THE LIVES OF THE PATRIARCHS #7 | JACOB: THE FATHER OF HOPE #4
Pastor Christopher Choo
Lesson 3688
THE LIVES OF THE PATRIARCHS #7
JACOB: THE FATHER OF HOPE #4
Hope keeps us going in hard times. It’s fuel for the future. It is a feeling of expectation and desire for a certain thing to happen.
Hope is why we have cures for illnesses and ground-breaking technology that changes the world.
One of the biggest challenges I think we face in life is to never lose hope. It’s hard to wait for desires that never seem to come or to keep believing when we face disappointment, pain, and pressure.
Let’s take a look at what we can learn to help us find hope when believing gets hard in our own lives.
1. Abraham's Hope
Abraham’s faith is astounding. He was 100 years old, had been through decades of infertility, and yet held on to the hope that God would give him a child in such unbelievable circumstances. He faced these disheartening facts that it was humanly impossible to have a child.
His decision to choose to “believe anyway” was firmly grounded in the fact that God was able to do the impossible (Matt 19:26).
Abraham believed God was more powerful than any challenge and could do literally anything. When we believe this deeply, we’ll be confident that God has a great plan and wants the best for us even when what we see in front of us looks hopeless.
2. Isaac's Hope
"Isaac pleaded with the Lord on behalf of his wife, because she was unable to have children. The Lord answered Isaac’s prayer, and Rebekah became pregnant with twins. 22 But the two children struggled with each other in her womb.
So she went to ask the Lord about it. “Why is this happening to me?” she asked. 23 And the Lord told her, “The sons in your womb will become two nations. From the very beginning, the two nations will be rivals. One nation will be stronger than the other, and your older son will serve your younger son.” Genesis 25:21-23 NLT
Jacob was different from his twin brother. This was God’s plan.
“Everything has already been decided. It was known long ago what each person would be. So there’s no use arguing with God about your destiny.” Ecclesiastes 6:10 NLT
3. Jacob's Hope
We can be sure that there were many times Jacob didn’t understand God’s way of helping him become who he was meant to be.
“Do not be shaped by this world; instead be changed within by a new way of thinking. Then you will be able to decide what God wants for you; you will know what is good and pleasing to him and what is perfect.” Romans 12:2 NCV
God shapes us, but the world also desires to add his design.
Are you aware when you are being shaped by God or the world?

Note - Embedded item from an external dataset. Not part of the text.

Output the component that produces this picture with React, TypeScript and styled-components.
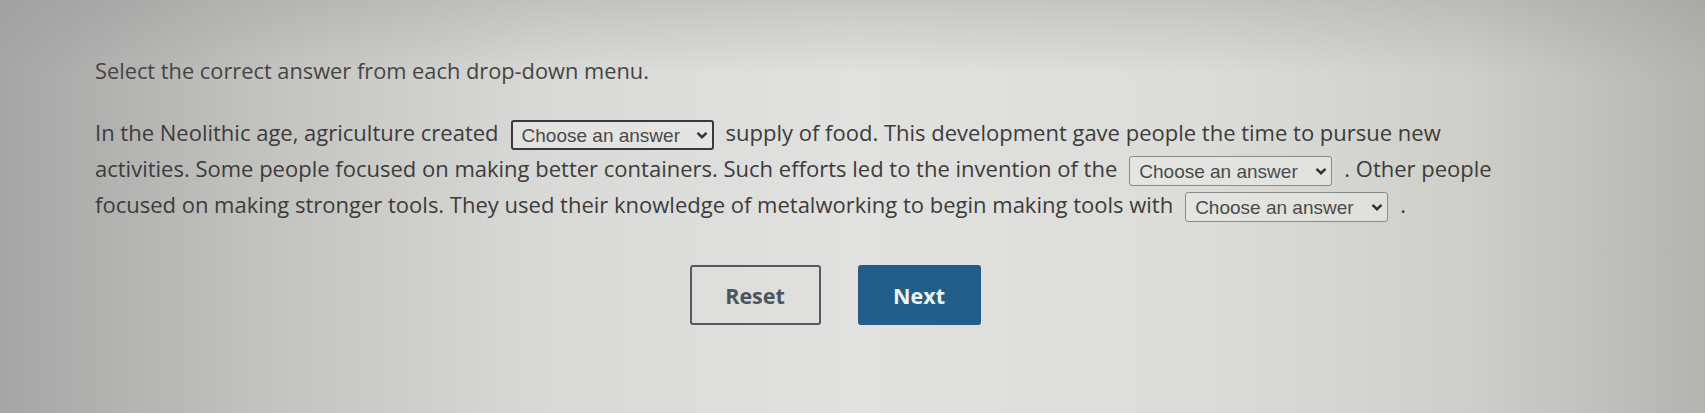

“So Jacob was left alone. Then a man wrestled with him until dawn. 25 When the man saw that he could not win against Jacob, he touched the socket of Jacob’s hip so that it was dislocated as they wrestled. 26 Then the man said, “Let me go; it’s almost dawn.” But Jacob answered, “I won’t let you go until you bless me.” 27 So the man asked him, “What’s your name?” “Jacob,” he answered. 28 The man said, “Your name will no longer be Jacob but Israel [He Struggles With God], because you have struggled with God and with men — and you have won.” Genesis 32:24-28
Jacob went from “I didn’t know” to “I won’t let you go.”
Have the things in your life that God is using to shape you, leading you to a spot where you can’t let go of God?
Jacob after wrestling with an angel of God was a changed man. He learned the hardest lesson of hope - the pain-filled sacrifice for a greater purpose - the hope others may realise and enjoy even after one's lifetime.
That is why he is called the Father of Hope. Despite the personal inconvenience, He went to Egypt to reconcile with his beloved son Joseph in prophetic fulfilment of God's plan. But he made his sons swear to bury his body in the Promised Land and not in Egypt - to inspire us as well to look forward to our eternal rest which is only found in God.
His hope as such became a reality when the nation of Israel was finally established in 1948 - a nation that bears his new name until today.